— START —

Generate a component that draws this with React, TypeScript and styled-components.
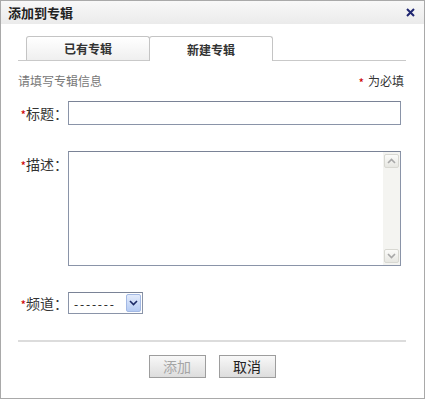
import React from 'react';
import styled, { createGlobalStyle } from 'styled-components';

const GlobalStyle = createGlobalStyle`
  html, body {
    margin: 0;
    padding: 0;
    background: #fff;
  }
  body {
    font-family: 'Noto Sans CJK SC', 'Noto Sans', sans-serif;
    color: #333;
  }
`;

const StyledDialog = styled.div`
  width: 425px;
  height: 399px;
  box-sizing: border-box;
  border: 1px solid #a9a9a9;
  display: flex;
  flex-direction: column;
  background: #fff;
`;

const StyledTitleBar = styled.div`
  height: 23px;
  flex-shrink: 0;
  display: flex;
  align-items: center;
  justify-content: space-between;
  padding: 0 9px 0 7px;
  background: linear-gradient(#f8f8f8, #ebebeb);
  font-size: 13px;
  font-weight: bold;
  color: #222;
`;

const StyledClose = styled.button`
  border: none;
  background: none;
  padding: 0;
  width: 9px;
  height: 9px;
  display: flex;
  cursor: pointer;
`;

const StyledBody = styled.div`
  flex: 1;
  display: flex;
  flex-direction: column;
  padding: 12px 18px 0 17px;
`;

const StyledTabBar = styled.div`
  display: flex;
  align-items: flex-end;
  height: 24px;
  flex-shrink: 0;
  padding-left: 8px;
  border-bottom: 1px solid #c9c9c9;
`;

const StyledTab = styled.div<{ active?: boolean }>`
  width: 124px;
  height: ${({ active }) => (active ? '25px' : '24px')};
  margin-bottom: ${({ active }) => (active ? '-1px' : '0')};
  box-sizing: border-box;
  border: 1px solid #c4c4c4;
  border-bottom: none;
  border-radius: 3px 3px 0 0;
  display: flex;
  align-items: center;
  justify-content: center;
  font-size: 12px;
  font-weight: bold;
  color: #333;
  background: ${({ active }) => (active ? '#fff' : 'linear-gradient(#ffffff, #efefef)')};
  & + & {
    margin-left: -1px;
  }
`;

const StyledHintRow = styled.div`
  margin-top: 13px;
  height: 14px;
  display: flex;
  justify-content: space-between;
  font-size: 12px;
  line-height: 14px;
  color: #777;
`;

const StyledRequiredNote = styled.span`
  display: flex;
  align-items: center;
  gap: 4px;
  color: #333;
  margin-right: 2px;
`;

// the asterisk glyph sits high, so it is pushed down to mid height
const StyledStar = styled.span`
  display: inline-block;
  color: #c00;
  font-size: 12px;
  line-height: 12px;
  padding-top: 4px;
`;

const StyledFieldRow = styled.div<{ gap: number }>`
  margin-top: ${({ gap }) => gap}px;
  display: flex;
  align-items: flex-start;
`;

const StyledLabel = styled.label<{ lineHeight: number }>`
  width: 50px;
  height: ${({ lineHeight }) => lineHeight}px;
  flex-shrink: 0;
  box-sizing: border-box;
  display: flex;
  align-items: center;
  justify-content: flex-end;
  font-size: 14px;
  line-height: ${({ lineHeight }) => lineHeight}px;
  color: #333;
  white-space: nowrap;
`;

const StyledTextInput = styled.input`
  width: 333px;
  height: 24px;
  box-sizing: border-box;
  border: 1px solid #8a94a8;
  border-top-color: #7a8396;
  padding: 0 4px;
  font-size: 13px;
  outline: none;
`;

const StyledTextareaBox = styled.div`
  width: 333px;
  height: 115px;
  box-sizing: border-box;
  border: 1px solid #8a94a8;
  border-top-color: #7a8396;
  display: flex;
`;

const StyledTextarea = styled.textarea`
  flex: 1;
  border: none;
  outline: none;
  resize: none;
  padding: 2px 4px;
  font-size: 13px;
  font-family: inherit;
`;

const StyledScrollTrack = styled.div`
  width: 17px;
  flex-shrink: 0;
  background: #f4f4f1;
  display: flex;
  flex-direction: column;
  justify-content: space-between;
  align-items: center;
  padding: 2px 0;
  box-sizing: border-box;
`;

const StyledScrollButton = styled.div`
  width: 15px;
  height: 14px;
  box-sizing: border-box;
  border: 1px solid #d8d8d2;
  border-radius: 2px;
  background: linear-gradient(#fbfbf9, #e7e7e2);
  display: flex;
  align-items: center;
  justify-content: center;
`;

const StyledSelectBox = styled.div`
  width: 75px;
  height: 22px;
  box-sizing: border-box;
  border: 1px solid #8a94a8;
  border-top-color: #7a8396;
  display: flex;
  align-items: center;
  background: #fff;
`;

const StyledSelectText = styled.span`
  flex: 1;
  padding-left: 5px;
  font-size: 12px;
  letter-spacing: 1.8px;
  color: #111;
`;

const StyledDropButton = styled.div`
  width: 15px;
  height: 18px;
  margin-right: 1px;
  box-sizing: border-box;
  border: 1px solid #a3b9e4;
  border-radius: 2px;
  background: linear-gradient(#e3ebfb, #b5cbf3);
  display: flex;
  align-items: center;
  justify-content: center;
`;

const StyledSeparator = styled.div`
  margin-top: 26px;
  height: 2px;
  flex-shrink: 0;
  background: #dcdcdc;
`;

const StyledButtonRow = styled.div`
  margin-top: 13px;
  display: flex;
  justify-content: center;
  gap: 13px;
`;

const StyledButton = styled.button`
  width: 57px;
  height: 23px;
  padding: 0;
  box-sizing: border-box;
  border: 1px solid #9d9d9d;
  background: linear-gradient(#f8f8f8, #dddddd);
  font-family: inherit;
  font-size: 14px;
  line-height: 21px;
  color: #222;
  &:disabled {
    color: #a5a5a5;
  }
`;

const Chevron = ({ up, color }: { up?: boolean; color: string }) => (
  <svg width="9" height="6" viewBox="0 0 9 6">
    <polyline
      points={up ? '1,5 4.5,1.5 8,5' : '1,1 4.5,4.5 8,1'}
      fill="none"
      stroke={color}
      strokeWidth="1.6"
    />
  </svg>
);

const Required = ({ text }: { text: string }) => (
  <>
    <StyledStar>*</StyledStar>
    {text}
  </>
);

const App = () => (
  <>
    <GlobalStyle />
    <StyledDialog>
      <StyledTitleBar>
        <span>添加到专辑</span>
        <StyledClose aria-label="关闭">
          <svg width="9" height="9" viewBox="0 0 9 9">
            <path d="M1 1 L8 8 M8 1 L1 8" stroke="#1f2670" strokeWidth="2" />
          </svg>
        </StyledClose>
      </StyledTitleBar>
      <StyledBody>
        <StyledTabBar>
          <StyledTab>已有专辑</StyledTab>
          <StyledTab active>新建专辑</StyledTab>
        </StyledTabBar>
        <StyledHintRow>
          <span>请填写专辑信息</span>
          <StyledRequiredNote>
            <StyledStar>*</StyledStar>
            <span>为必填</span>
          </StyledRequiredNote>
        </StyledHintRow>
        <StyledFieldRow gap={13}>
          <StyledLabel lineHeight={24}>
            <Required text="标题：" />
          </StyledLabel>
          <StyledTextInput />
        </StyledFieldRow>
        <StyledFieldRow gap={26}>
          <StyledLabel lineHeight={26}>
            <Required text="描述：" />
          </StyledLabel>
          <StyledTextareaBox>
            <StyledTextarea />
            <StyledScrollTrack>
              <StyledScrollButton>
                <Chevron up color="#a8a8a8" />
              </StyledScrollButton>
              <StyledScrollButton>
                <Chevron color="#a8a8a8" />
              </StyledScrollButton>
            </StyledScrollTrack>
          </StyledTextareaBox>
        </StyledFieldRow>
        <StyledFieldRow gap={26}>
          <StyledLabel lineHeight={22}>
            <Required text="频道：" />
          </StyledLabel>
          <StyledSelectBox>
            <StyledSelectText>-------</StyledSelectText>
            <StyledDropButton>
              <Chevron color="#1c2a66" />
            </StyledDropButton>
          </StyledSelectBox>
        </StyledFieldRow>
        <StyledSeparator />
        <StyledButtonRow>
          <StyledButton disabled>添加</StyledButton>
          <StyledButton>取消</StyledButton>
        </StyledButtonRow>
      </StyledBody>
    </StyledDialog>
  </>
);

export default App;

— END —

Work instructions:
Reproduce the full listing above verbatim, with no pictures included.

Answer to the problem:
Generate a component that draws this with React, TypeScript and styled-components.
import React from 'react';
import styled, { createGlobalStyle } from 'styled-components';

const GlobalStyle = createGlobalStyle`
  html, body {
    margin: 0;
    padding: 0;
    background: #fff;
  }
  body {
    font-family: 'Noto Sans CJK SC', 'Noto Sans', sans-serif;
    color: #333;
  }
`;

const StyledDialog = styled.div`
  width: 425px;
  height: 399px;
  box-sizing: border-box;
  border: 1px solid #a9a9a9;
  display: flex;
  flex-direction: column;
  background: #fff;
`;

const StyledTitleBar = styled.div`
  height: 23px;
  flex-shrink: 0;
  display: flex;
  align-items: center;
  justify-content: space-between;
  padding: 0 9px 0 7px;
  background: linear-gradient(#f8f8f8, #ebebeb);
  font-size: 13px;
  font-weight: bold;
  color: #222;
`;

const StyledClose = styled.button`
  border: none;
  background: none;
  padding: 0;
  width: 9px;
  height: 9px;
  display: flex;
  cursor: pointer;
`;

const StyledBody = styled.div`
  flex: 1;
  display: flex;
  flex-direction: column;
  padding: 12px 18px 0 17px;
`;

const StyledTabBar = styled.div`
  display: flex;
  align-items: flex-end;
  height: 24px;
  flex-shrink: 0;
  padding-left: 8px;
  border-bottom: 1px solid #c9c9c9;
`;

const StyledTab = styled.div<{ active?: boolean }>`
  width: 124px;
  height: ${({ active }) => (active ? '25px' : '24px')};
  margin-bottom: ${({ active }) => (active ? '-1px' : '0')};
  box-sizing: border-box;
  border: 1px solid #c4c4c4;
  border-bottom: none;
  border-radius: 3px 3px 0 0;
  display: flex;
  align-items: center;
  justify-content: center;
  font-size: 12px;
  font-weight: bold;
  color: #333;
  background: ${({ active }) => (active ? '#fff' : 'linear-gradient(#ffffff, #efefef)')};
  & + & {
    margin-left: -1px;
  }
`;

const StyledHintRow = styled.div`
  margin-top: 13px;
  height: 14px;
  display: flex;
  justify-content: space-between;
  font-size: 12px;
  line-height: 14px;
  color: #777;
`;

const StyledRequiredNote = styled.span`
  display: flex;
  align-items: center;
  gap: 4px;
  color: #333;
  margin-right: 2px;
`;

// the asterisk glyph sits high, so it is pushed down to mid height
const StyledStar = styled.span`
  display: inline-block;
  color: #c00;
  font-size: 12px;
  line-height: 12px;
  padding-top: 4px;
`;

const StyledFieldRow = styled.div<{ gap: number }>`
  margin-top: ${({ gap }) => gap}px;
  display: flex;
  align-items: flex-start;
`;

const StyledLabel = styled.label<{ lineHeight: number }>`
  width: 50px;
  height: ${({ lineHeight }) => lineHeight}px;
  flex-shrink: 0;
  box-sizing: border-box;
  display: flex;
  align-items: center;
  justify-content: flex-end;
  font-size: 14px;
  line-height: ${({ lineHeight }) => lineHeight}px;
  color: #333;
  white-space: nowrap;
`;

const StyledTextInput = styled.input`
  width: 333px;
  height: 24px;
  box-sizing: border-box;
  border: 1px solid #8a94a8;
  border-top-color: #7a8396;
  padding: 0 4px;
  font-size: 13px;
  outline: none;
`;

const StyledTextareaBox = styled.div`
  width: 333px;
  height: 115px;
  box-sizing: border-box;
  border: 1px solid #8a94a8;
  border-top-color: #7a8396;
  display: flex;
`;

const StyledTextarea = styled.textarea`
  flex: 1;
  border: none;
  outline: none;
  resize: none;
  padding: 2px 4px;
  font-size: 13px;
  font-family: inherit;
`;

const StyledScrollTrack = styled.div`
  width: 17px;
  flex-shrink: 0;
  background: #f4f4f1;
  display: flex;
  flex-direction: column;
  justify-content: space-between;
  align-items: center;
  padding: 2px 0;
  box-sizing: border-box;
`;

const StyledScrollButton = styled.div`
  width: 15px;
  height: 14px;
  box-sizing: border-box;
  border: 1px solid #d8d8d2;
  border-radius: 2px;
  background: linear-gradient(#fbfbf9, #e7e7e2);
  display: flex;
  align-items: center;
  justify-content: center;
`;

const StyledSelectBox = styled.div`
  width: 75px;
  height: 22px;
  box-sizing: border-box;
  border: 1px solid #8a94a8;
  border-top-color: #7a8396;
  display: flex;
  align-items: center;
  background: #fff;
`;

const StyledSelectText = styled.span`
  flex: 1;
  padding-left: 5px;
  font-size: 12px;
  letter-spacing: 1.8px;
  color: #111;
`;

const StyledDropButton = styled.div`
  width: 15px;
  height: 18px;
  margin-right: 1px;
  box-sizing: border-box;
  border: 1px solid #a3b9e4;
  border-radius: 2px;
  background: linear-gradient(#e3ebfb, #b5cbf3);
  display: flex;
  align-items: center;
  justify-content: center;
`;

const StyledSeparator = styled.div`
  margin-top: 26px;
  height: 2px;
  flex-shrink: 0;
  background: #dcdcdc;
`;

const StyledButtonRow = styled.div`
  margin-top: 13px;
  display: flex;
  justify-content: center;
  gap: 13px;
`;

const StyledButton = styled.button`
  width: 57px;
  height: 23px;
  padding: 0;
  box-sizing: border-box;
  border: 1px solid #9d9d9d;
  background: linear-gradient(#f8f8f8, #dddddd);
  font-family: inherit;
  font-size: 14px;
  line-height: 21px;
  color: #222;
  &:disabled {
    color: #a5a5a5;
  }
`;

const Chevron = ({ up, color }: { up?: boolean; color: string }) => (
  <svg width="9" height="6" viewBox="0 0 9 6">
    <polyline
      points={up ? '1,5 4.5,1.5 8,5' : '1,1 4.5,4.5 8,1'}
      fill="none"
      stroke={color}
      strokeWidth="1.6"
    />
  </svg>
);

const Required = ({ text }: { text: string }) => (
  <>
    <StyledStar>*</StyledStar>
    {text}
  </>
);

const App = () => (
  <>
    <GlobalStyle />
    <StyledDialog>
      <StyledTitleBar>
        <span>添加到专辑</span>
        <StyledClose aria-label="关闭">
          <svg width="9" height="9" viewBox="0 0 9 9">
            <path d="M1 1 L8 8 M8 1 L1 8" stroke="#1f2670" strokeWidth="2" />
          </svg>
        </StyledClose>
      </StyledTitleBar>
      <StyledBody>
        <StyledTabBar>
          <StyledTab>已有专辑</StyledTab>
          <StyledTab active>新建专辑</StyledTab>
        </StyledTabBar>
        <StyledHintRow>
          <span>请填写专辑信息</span>
          <StyledRequiredNote>
            <StyledStar>*</StyledStar>
            <span>为必填</span>
          </StyledRequiredNote>
        </StyledHintRow>
        <StyledFieldRow gap={13}>
          <StyledLabel lineHeight={24}>
            <Required text="标题：" />
          </StyledLabel>
          <StyledTextInput />
        </StyledFieldRow>
        <StyledFieldRow gap={26}>
          <StyledLabel lineHeight={26}>
            <Required text="描述：" />
          </StyledLabel>
          <StyledTextareaBox>
            <StyledTextarea />
            <StyledScrollTrack>
              <StyledScrollButton>
                <Chevron up color="#a8a8a8" />
              </StyledScrollButton>
              <StyledScrollButton>
                <Chevron color="#a8a8a8" />
              </StyledScrollButton>
            </StyledScrollTrack>
          </StyledTextareaBox>
        </StyledFieldRow>
        <StyledFieldRow gap={26}>
          <StyledLabel lineHeight={22}>
            <Required text="频道：" />
          </StyledLabel>
          <StyledSelectBox>
            <StyledSelectText>-------</StyledSelectText>
            <StyledDropButton>
              <Chevron color="#1c2a66" />
            </StyledDropButton>
          </StyledSelectBox>
        </StyledFieldRow>
        <StyledSeparator />
        <StyledButtonRow>
          <StyledButton disabled>添加</StyledButton>
          <StyledButton>取消</StyledButton>
        </StyledButtonRow>
      </StyledBody>
    </StyledDialog>
  </>
);

export default App;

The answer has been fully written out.